On the other hand, a few journalists have argued that the White Sox decision was not unreasonable, given that locker rooms and clubhouses are no places for children and no other workplace would allow you bring your kid to work every day, nor would you want to. Of course, one curmudgeon had to say that the kid thing was just an excuse to retire.

A few folks have simply taken a middle of the road approach. For example, Joe Maddon and various Cubs players think it should be up to the players to decide. Others tried to take a more holistic look at related policies and practices across MLB. ESPN did a brief rundown of the history of kids in the clubhouse. They also reported on Travis Shaw who, now with the Red Sox, used to spend everyday at work with with his dad Jeff Shaw, who played for the Reds and Dodgers. Yahoo! Sports also highlighted the stories of other baseball fathers who brought their kids to work. Other news outlets reported on the current kids-in-the-clubhouse practices of the Orioles, Rangers, Royals, and Red Sox.

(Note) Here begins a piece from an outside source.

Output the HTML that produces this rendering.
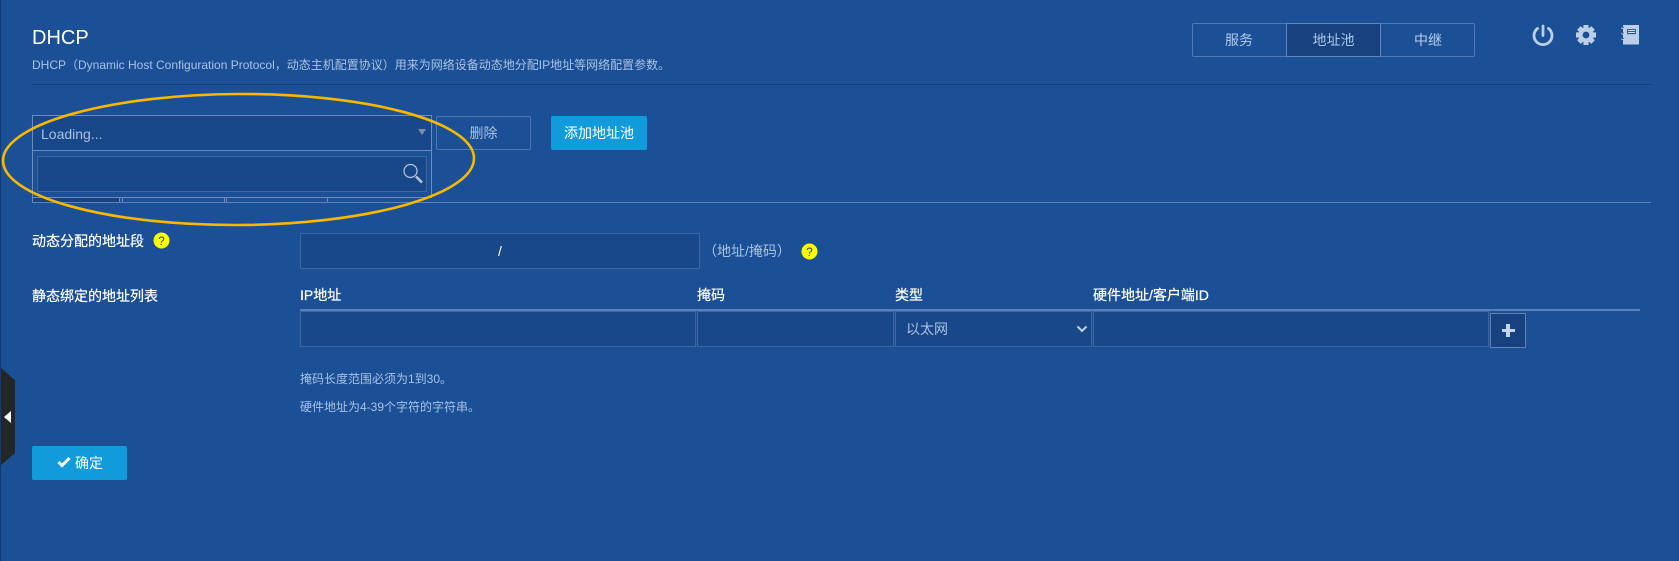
<!DOCTYPE html>
<html lang="zh">
<head>
<meta charset="utf-8">
<title>DHCP</title>
<style>
html,body{margin:0;padding:0;width:1679px;height:561px;overflow:hidden;background:#1b4f96;}
body{position:relative;font-family:"Liberation Sans","Noto Sans CJK SC",sans-serif;color:#fff;}
.a{position:absolute;box-sizing:border-box;}
.t{position:absolute;white-space:nowrap;line-height:20px;}
.in{position:absolute;box-sizing:border-box;background:#19488a;border:1px solid #3f679f;}
.lbl{font-size:14px;color:#fff;-webkit-text-stroke:.2px #fff;}
.note{font-size:12px;color:#a9c3e4;}
.btn{position:absolute;box-sizing:border-box;text-align:center;font-size:14px;border-radius:2px;}
.tab{position:absolute;box-sizing:border-box;top:23px;height:34px;line-height:34px;text-align:center;font-size:14px;color:#b4cbe9;}
</style>
</head>
<body>
<div class="a" style="left:0;top:0;width:1px;height:561px;background:#123a70"></div>

<div class="t" style="left:32px;top:26px;font-size:20px;line-height:24px;color:#fff">DHCP</div>
<div class="t" style="left:32px;top:55px;font-size:12px;color:#a9c3e4">DHCP（Dynamic Host Configuration Protocol，动态主机配置协议）用来为网络设备动态地分配IP地址等网络配置参数。</div>
<div class="a" style="left:32px;top:84px;width:1619px;height:1px;background:#153f78"></div>

<div class="a" style="left:1192px;top:23px;width:283px;height:34px;border:1px solid #5478b0;border-radius:2px"></div>
<div class="tab" style="left:1192px;width:94px">服务</div>
<div class="tab" style="left:1286px;width:95px;background:#17427f;border:1px solid #6287bb;line-height:32px;color:#a9c8ec">地址池</div>
<div class="tab" style="left:1381px;width:94px">中继</div>

<svg class="a" style="left:1530px;top:22px" width="120" height="26" viewBox="0 0 120 26">
  <path d="M7.500 6.500A9 9 0 1 0 18.500 6.500" fill="none" stroke="#bccfe8" stroke-width="2.800" stroke-linecap="round"/>
  <path d="M13 4V13.500" fill="none" stroke="#bccfe8" stroke-width="2.800" stroke-linecap="round"/>
  <g transform="translate(56,13)" fill="#bccfe8">
    <circle r="7.500"/>
    <rect x="-2.600" y="-10" width="5.200" height="20" rx=".6"/>
    <rect x="-2.600" y="-10" width="5.200" height="20" rx=".6" transform="rotate(45)"/>
    <rect x="-2.600" y="-10" width="5.200" height="20" rx=".6" transform="rotate(90)"/>
    <rect x="-2.600" y="-10" width="5.200" height="20" rx=".6" transform="rotate(135)"/>
    <circle r="3.400" fill="#1b4f96"/>
  </g>
  <g>
    <rect x="93" y="3" width="16" height="19.500" fill="#bccfe8"/>
    <path d="M91.500 6.500c2-1 3.500 0 3.500 1M91.500 12c2-1 3.500 0 3.500 1M91.500 17.500c2-1 3.500 0 3.500 1" fill="none" stroke="#bccfe8" stroke-width="1.400"/>
    <path d="M93 4.800v1M93 10.500v1M93 16v1" stroke="#1b4f96" stroke-width="1.500"/>
    <rect x="97" y="7" width="9" height="5.200" fill="#2a5c9f"/>
    <rect x="98" y="8" width="7" height="1" fill="#d3dff0"/>
    <rect x="98" y="10" width="7" height="1" fill="#d3dff0"/>
  </g>
</svg>

<!-- select -->
<div class="a" style="left:32px;top:115px;width:400px;height:36px;background:#19488a;border:1px solid #6c8cbd"></div>
<div class="t" style="left:41px;top:124px;font-size:14px;color:#a9c1e0">Loading...</div>
<div class="a" style="left:418px;top:129px;width:0;height:0;border-left:4px solid transparent;border-right:4px solid transparent;border-top:6px solid #7f8ea6"></div>
<div class="a" style="left:32px;top:150px;width:400px;height:48px;background:#1b4f96;border:1px solid #6c8cbd"></div>
<div class="in" style="left:37px;top:156px;width:390px;height:36px"></div>
<svg class="a" style="left:401px;top:162px" width="24" height="24" viewBox="0 0 24 24">
  <circle cx="9.500" cy="9" r="6.500" fill="none" stroke="#b5c6dd" stroke-width="1.200"/>
  <path d="M15 14.500L21 20.500" stroke="#b5c6dd" stroke-width="2.600"/>
</svg>
<div class="a" style="left:33px;top:198px;width:86px;height:4px;background:#17427f"></div>
<div class="a" style="left:119px;top:198px;width:1px;height:4px;background:#6c8cbd"></div>
<div class="a" style="left:122px;top:198px;width:1px;height:4px;background:#6c8cbd"></div>
<div class="a" style="left:224px;top:198px;width:1px;height:4px;background:#6c8cbd"></div>
<div class="a" style="left:226px;top:198px;width:1px;height:4px;background:#6c8cbd"></div>
<div class="a" style="left:327px;top:198px;width:1px;height:4px;background:#6c8cbd"></div>
<div class="a" style="left:32px;top:197px;width:1px;height:5px;background:#6c8cbd"></div>
<div class="a" style="left:32px;top:202px;width:1619px;height:1px;background:#5f82b8"></div>

<div class="btn" style="left:436px;top:116px;width:95px;height:34px;line-height:32px;border:1px solid #4f76ae;color:#a9c1e0">删除</div>
<div class="btn" style="left:551px;top:116px;width:96px;height:34px;line-height:34px;background:#129bdb;color:#fff">添加地址池</div>

<svg class="a" style="left:0;top:85px" width="500" height="150" viewBox="0 85 500 150">
  <ellipse cx="238.500" cy="159.500" rx="235.500" ry="65.500" fill="none" stroke="#f9b800" stroke-width="2.600" transform="rotate(-0.300 238.500 159.500)"/>
</svg>

<div class="t lbl" style="left:32px;top:231px">动态分配的地址段</div>
<svg class="a" style="left:153px;top:232px" width="17" height="17" viewBox="0 0 17 17">
  <circle cx="8.500" cy="8.500" r="8" fill="#ffff00"/>
  <text x="8.500" y="13" text-anchor="middle" font-size="12" font-family="Liberation Sans" fill="#2a4a60">?</text>
</svg>
<div class="in" style="left:300px;top:233px;width:400px;height:36px"></div>
<div class="t" style="left:498px;top:241px;font-size:14px;color:#fff">/</div>
<div class="t" style="left:703px;top:241px;font-size:14px;color:#a9c3e4">（地址/掩码）</div>
<svg class="a" style="left:801px;top:243px" width="17" height="17" viewBox="0 0 17 17">
  <circle cx="8.500" cy="8.500" r="8" fill="#ffff00"/>
  <text x="8.500" y="13" text-anchor="middle" font-size="12" font-family="Liberation Sans" fill="#2a4a60">?</text>
</svg>

<div class="t lbl" style="left:32px;top:286px">静态绑定的地址列表</div>
<div class="t lbl" style="left:300px;top:285px">IP地址</div>
<div class="t lbl" style="left:697px;top:285px">掩码</div>
<div class="t lbl" style="left:895px;top:285px">类型</div>
<div class="t lbl" style="left:1093px;top:285px">硬件地址/客户端ID</div>
<div class="a" style="left:300px;top:309px;width:1340px;height:2px;background:#5c7fb8"></div>

<div class="in" style="left:300px;top:311px;width:396px;height:36px"></div>
<div class="in" style="left:697px;top:311px;width:197px;height:36px"></div>
<div class="in" style="left:895px;top:311px;width:197px;height:36px"></div>
<div class="t" style="left:906px;top:319px;font-size:14px;color:#a9c1e0">以太网</div>
<svg class="a" style="left:1076px;top:325px" width="12" height="8" viewBox="0 0 12 8"><path d="M1.500 1.500L6 6L10.500 1.500" fill="none" stroke="#c3d3e8" stroke-width="2"/></svg>
<div class="in" style="left:1093px;top:311px;width:396px;height:36px"></div>
<div class="a" style="left:1490px;top:313px;width:36px;height:35px;background:#17427f;border:1px solid #5f82b8"></div>
<div class="a" style="left:1502px;top:329px;width:13px;height:3px;background:#c3d3e8"></div>
<div class="a" style="left:1506px;top:324px;width:4px;height:13px;background:#c3d3e8"></div>

<div class="t note" style="left:300px;top:369px">掩码长度范围必须为1到30。</div>
<div class="t note" style="left:300px;top:397px">硬件地址为4-39个字符的字符串。</div>

<div class="btn" style="left:32px;top:446px;width:95px;height:34px;background:#129bdb"></div>
<svg class="a" style="left:57px;top:456px" width="14" height="12" viewBox="0 0 14 12"><path d="M1.500 6L5 9.500L12.500 2" fill="none" stroke="#fff" stroke-width="3"/></svg>
<div class="t" style="left:75px;top:453px;font-size:14px;color:#fff">确定</div>

<svg class="a" style="left:0;top:360px" width="16" height="110" viewBox="0 0 16 110">
  <path d="M1 8L15 20V93L1 105Z" fill="#222628"/>
  <path d="M4 57L11 51V63Z" fill="#fff"/>
</svg>
</body>
</html>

Why has this issue struck such a chord? Perhaps its because child care and parental involvement are things that most people can identify with. Or perhaps we’re just jealous that someone can forgo such a hefty some of money.

Maybe Rolling Stone had the best perspective when they summarized the “15 Conversations the White Sox Can Finally Have Without Drake LaRoche,” including “Why K.C. Undercover is pretty good, but Best Friends Whenever is totally better.” (Gotta love the Disney reference!)